All discriminatory laws must go and all citizens of Pakistan should enjoy equal constitutional status. At present there are several laws that make religious minorities second-rate citizens. The government should be committed to fully back local resistance to the religious fanatic. Civil society organizations in the stronghold of the religious fundamentalists should be given full backing by the state so that they can function. The state must help to strengthen and sustain the local defense committees to fight the religious fanatics.
 
All trade union rights must be restored in all the public and private sector with full freedom of speech and gatherings. The present civilian seeks military solutions. Most of the discriminatory laws are still intact, including the blasphemy laws. The government has no plan to do away with these discriminatory laws promulgated under military dictatorships so the organizations of civil society must demand governmental action to restore rights.
 
The forces of religious fundamentalism organize on an international basis. A fight against them has to be organized at that same level. The Americans’ "war on terror" is fueling more religious fundamentalism. It is seen as a war on Muslims. The occupation of Iraq and Afghanistan by the imperialist forces is providing the religious fanatics a political justification for their terrorist activities.
 
Clearly occupation must end.

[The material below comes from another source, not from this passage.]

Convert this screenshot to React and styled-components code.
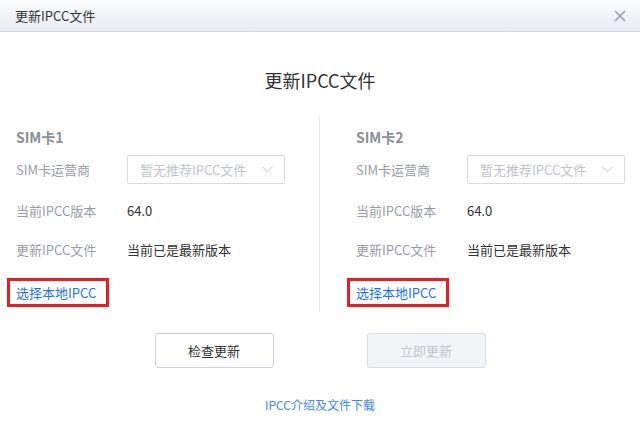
import React from 'react';
import styled, { createGlobalStyle } from 'styled-components';

const Global = createGlobalStyle`
  html, body {
    margin: 0;
    padding: 0;
    background: #fff;
  }
  body {
    font-family: "Noto Sans CJK SC", "Noto Sans", sans-serif;
    width: 640px;
    height: 439px;
    overflow: hidden;
  }
`

const Window = styled.div`
  display: flex;
  flex-direction: column;
  width: 640px;
  height: 439px;
  background: #fff;
`
const TitleBar = styled.div`
  display: flex;
  align-items: center;
  justify-content: space-between;
  height: 31px;
  padding: 0 14px 0 15px;
  background: linear-gradient(#fbfcfd, #e7ebf1);
  border-bottom: 1px solid #d3d8e0;
  flex: 0 0 auto;
`
const TitleText = styled.div`
  font-size: 13px;
  color: #333;
`
const Close = styled.div`
  display: flex;
  width: 12px;
  height: 12px;
  cursor: pointer;
`
const Heading = styled.div`
  margin-top: 36px;
  text-align: center;
  font-size: 18px;
  line-height: 24px;
  color: #333;
`
const Columns = styled.div`
  display: flex;
  margin-top: 24px;
`
const Column = styled.div`
  display: flex;
  flex-direction: column;
  width: 320px;
  box-sizing: border-box;
  padding: 11px 0 5px ${p => p.$left}px;
  border-right: ${p => (p.$divider ? '1px solid #e9e9e9' : 'none')};
`
const SectionTitle = styled.div`
  font-size: 14px;
  line-height: 20px;
  font-weight: bold;
  color: #8a8f99;
`
const Row = styled.div`
  display: flex;
  align-items: center;
  height: 29px;
  margin-top: ${p => p.$mt}px;
  font-size: 13px;
`
const Label = styled.div`
  width: 111px;
  color: #999ca5;
`
const Value = styled.div`
  color: #333;
`
const Select = styled.div`
  display: flex;
  align-items: center;
  justify-content: space-between;
  box-sizing: border-box;
  width: 158px;
  height: 29px;
  padding: 0 11px 0 12px;
  border: 1px solid #d6dae1;
  border-radius: 2px;
  color: #c0c3c9;
  font-size: 13px;
`
const LocalLink = styled.a`
  display: flex;
  align-items: center;
  align-self: flex-start;
  box-sizing: border-box;
  height: 29px;
  margin: 14px 0 0 -9px;
  padding: 0 10px 0 6px;
  border: 3px solid #ec1c24;
  font-size: 13px;
  color: #1a73f0;
  text-decoration: none;
  cursor: pointer;
`
const Buttons = styled.div`
  display: flex;
  justify-content: center;
  gap: 93px;
  margin-top: 21px;
`
const Button = styled.button`
  width: 119px;
  height: 35px;
  border: 1px solid ${p => (p.disabled ? '#d9dde4' : '#ccd2dc')};
  border-radius: 3px;
  background: ${p => (p.disabled ? '#f3f4f7' : '#fff')};
  color: ${p => (p.disabled ? '#c2c5cb' : '#333')};
  font-family: inherit;
  font-size: 13px;
  cursor: ${p => (p.disabled ? 'default' : 'pointer')};
`
const FootLink = styled.a`
  align-self: center;
  margin-top: 28px;
  font-size: 12px;
  line-height: 18px;
  color: #3b86f2;
  text-decoration: none;
  cursor: pointer;
`

const Chevron = () => (
  <svg width="11" height="7" viewBox="0 0 11 7">
    <polyline points="0.5,0.8 5.5,5.8 10.5,0.8" fill="none" stroke="#c3c6cc" strokeWidth="1" />
  </svg>
)

const SimColumn = ({ n, left, divider }) => (
  <Column $left={left} $divider={divider}>
    <SectionTitle>SIM卡{n}</SectionTitle>
    <Row $mt={8}>
      <Label>SIM卡运营商</Label>
      <Select>
        <span>暂无推荐IPCC文件</span>
        <Chevron />
      </Select>
    </Row>
    <Row $mt={12}>
      <Label>当前IPCC版本</Label>
      <Value>64.0</Value>
    </Row>
    <Row $mt={10}>
      <Label>更新IPCC文件</Label>
      <Value>当前已是最新版本</Value>
    </Row>
    <LocalLink>选择本地IPCC</LocalLink>
  </Column>
)

const App = () => {
  return (
    <Window>
      <Global />
      <TitleBar>
        <TitleText>更新IPCC文件</TitleText>
        <Close>
          <svg width="12" height="12" viewBox="0 0 12 12">
            <path d="M1 1L11 11M11 1L1 11" stroke="#9a9ea5" strokeWidth="1.6" />
          </svg>
        </Close>
      </TitleBar>
      <Heading>更新IPCC文件</Heading>
      <Columns>
        <SimColumn n={1} left={16} divider />
        <SimColumn n={2} left={36} />
      </Columns>
      <Buttons>
        <Button>检查更新</Button>
        <Button disabled>立即更新</Button>
      </Buttons>
      <FootLink>IPCC介绍及文件下载</FootLink>
    </Window>
  );
};

export default App;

The campaign to end the occupation of Iraq and Afghanistan and no support to the fanatics can be the basis for a united action of progressive forces internationally. The campaign against religious fundamentalism must be part and parcel of an anti-globalization campaign by all progressive forces.
We must oppose both occupation and religious fundamentalism.
 
No support to one against the other. The fight between the religious fundamentalism and the imperialists is a fight between bulls. There is not much to gain in siding with one against the other, but to end the fight and open the space to create an alternative way of living.